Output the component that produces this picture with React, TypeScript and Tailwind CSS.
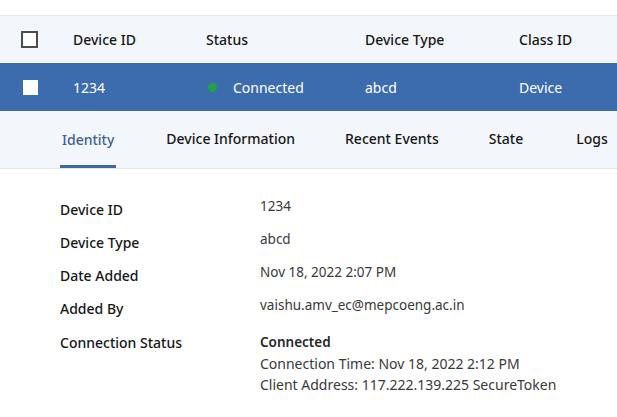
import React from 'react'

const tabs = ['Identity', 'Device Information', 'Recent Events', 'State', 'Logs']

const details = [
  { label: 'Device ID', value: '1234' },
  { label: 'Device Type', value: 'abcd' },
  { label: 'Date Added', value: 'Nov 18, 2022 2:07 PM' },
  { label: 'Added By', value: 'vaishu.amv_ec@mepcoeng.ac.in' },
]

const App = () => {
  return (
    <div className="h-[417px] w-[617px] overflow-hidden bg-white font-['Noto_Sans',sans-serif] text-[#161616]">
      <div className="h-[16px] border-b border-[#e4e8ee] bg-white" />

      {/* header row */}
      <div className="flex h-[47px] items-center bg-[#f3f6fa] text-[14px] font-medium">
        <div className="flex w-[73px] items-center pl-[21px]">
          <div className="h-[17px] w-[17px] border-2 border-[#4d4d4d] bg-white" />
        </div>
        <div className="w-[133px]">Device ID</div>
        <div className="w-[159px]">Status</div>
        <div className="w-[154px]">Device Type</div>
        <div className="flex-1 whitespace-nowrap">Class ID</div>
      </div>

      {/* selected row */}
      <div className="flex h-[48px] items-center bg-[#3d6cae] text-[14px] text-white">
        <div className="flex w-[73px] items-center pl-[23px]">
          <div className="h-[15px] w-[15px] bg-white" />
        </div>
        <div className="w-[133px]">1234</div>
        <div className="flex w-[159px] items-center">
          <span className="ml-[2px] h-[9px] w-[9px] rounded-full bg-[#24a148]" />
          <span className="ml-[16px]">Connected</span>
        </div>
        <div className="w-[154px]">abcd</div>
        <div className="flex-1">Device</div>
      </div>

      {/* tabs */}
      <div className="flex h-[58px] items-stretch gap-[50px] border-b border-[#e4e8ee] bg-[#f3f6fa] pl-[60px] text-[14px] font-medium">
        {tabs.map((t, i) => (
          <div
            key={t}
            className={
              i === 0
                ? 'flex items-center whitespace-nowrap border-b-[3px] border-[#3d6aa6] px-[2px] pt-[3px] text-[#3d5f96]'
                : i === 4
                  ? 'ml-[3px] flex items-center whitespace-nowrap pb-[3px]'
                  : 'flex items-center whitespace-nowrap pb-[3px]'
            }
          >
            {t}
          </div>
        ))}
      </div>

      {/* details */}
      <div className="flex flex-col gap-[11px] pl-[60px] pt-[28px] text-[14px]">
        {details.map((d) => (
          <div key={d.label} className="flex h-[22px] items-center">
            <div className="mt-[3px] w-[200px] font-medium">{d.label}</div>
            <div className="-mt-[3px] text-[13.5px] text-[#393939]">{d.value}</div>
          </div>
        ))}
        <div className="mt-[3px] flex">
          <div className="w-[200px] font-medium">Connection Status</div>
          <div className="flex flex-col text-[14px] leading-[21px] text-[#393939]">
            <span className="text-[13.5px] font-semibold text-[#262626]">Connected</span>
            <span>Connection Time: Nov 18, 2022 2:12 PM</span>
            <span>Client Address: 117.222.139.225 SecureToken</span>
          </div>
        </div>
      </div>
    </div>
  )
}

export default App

+++

**WRITTEN INSTRUCTION:** Write out the data precisely as given, excluding the pictures.

**ANSWER FOR THE TASK:**
Output the component that produces this picture with React, TypeScript and Tailwind CSS.
import React from 'react'

const tabs = ['Identity', 'Device Information', 'Recent Events', 'State', 'Logs']

const details = [
  { label: 'Device ID', value: '1234' },
  { label: 'Device Type', value: 'abcd' },
  { label: 'Date Added', value: 'Nov 18, 2022 2:07 PM' },
  { label: 'Added By', value: 'vaishu.amv_ec@mepcoeng.ac.in' },
]

const App = () => {
  return (
    <div className="h-[417px] w-[617px] overflow-hidden bg-white font-['Noto_Sans',sans-serif] text-[#161616]">
      <div className="h-[16px] border-b border-[#e4e8ee] bg-white" />

      {/* header row */}
      <div className="flex h-[47px] items-center bg-[#f3f6fa] text-[14px] font-medium">
        <div className="flex w-[73px] items-center pl-[21px]">
          <div className="h-[17px] w-[17px] border-2 border-[#4d4d4d] bg-white" />
        </div>
        <div className="w-[133px]">Device ID</div>
        <div className="w-[159px]">Status</div>
        <div className="w-[154px]">Device Type</div>
        <div className="flex-1 whitespace-nowrap">Class ID</div>
      </div>

      {/* selected row */}
      <div className="flex h-[48px] items-center bg-[#3d6cae] text-[14px] text-white">
        <div className="flex w-[73px] items-center pl-[23px]">
          <div className="h-[15px] w-[15px] bg-white" />
        </div>
        <div className="w-[133px]">1234</div>
        <div className="flex w-[159px] items-center">
          <span className="ml-[2px] h-[9px] w-[9px] rounded-full bg-[#24a148]" />
          <span className="ml-[16px]">Connected</span>
        </div>
        <div className="w-[154px]">abcd</div>
        <div className="flex-1">Device</div>
      </div>

      {/* tabs */}
      <div className="flex h-[58px] items-stretch gap-[50px] border-b border-[#e4e8ee] bg-[#f3f6fa] pl-[60px] text-[14px] font-medium">
        {tabs.map((t, i) => (
          <div
            key={t}
            className={
              i === 0
                ? 'flex items-center whitespace-nowrap border-b-[3px] border-[#3d6aa6] px-[2px] pt-[3px] text-[#3d5f96]'
                : i === 4
                  ? 'ml-[3px] flex items-center whitespace-nowrap pb-[3px]'
                  : 'flex items-center whitespace-nowrap pb-[3px]'
            }
          >
            {t}
          </div>
        ))}
      </div>

      {/* details */}
      <div className="flex flex-col gap-[11px] pl-[60px] pt-[28px] text-[14px]">
        {details.map((d) => (
          <div key={d.label} className="flex h-[22px] items-center">
            <div className="mt-[3px] w-[200px] font-medium">{d.label}</div>
            <div className="-mt-[3px] text-[13.5px] text-[#393939]">{d.value}</div>
          </div>
        ))}
        <div className="mt-[3px] flex">
          <div className="w-[200px] font-medium">Connection Status</div>
          <div className="flex flex-col text-[14px] leading-[21px] text-[#393939]">
            <span className="text-[13.5px] font-semibold text-[#262626]">Connected</span>
            <span>Connection Time: Nov 18, 2022 2:12 PM</span>
            <span>Client Address: 117.222.139.225 SecureToken</span>
          </div>
        </div>
      </div>
    </div>
  )
}

export default App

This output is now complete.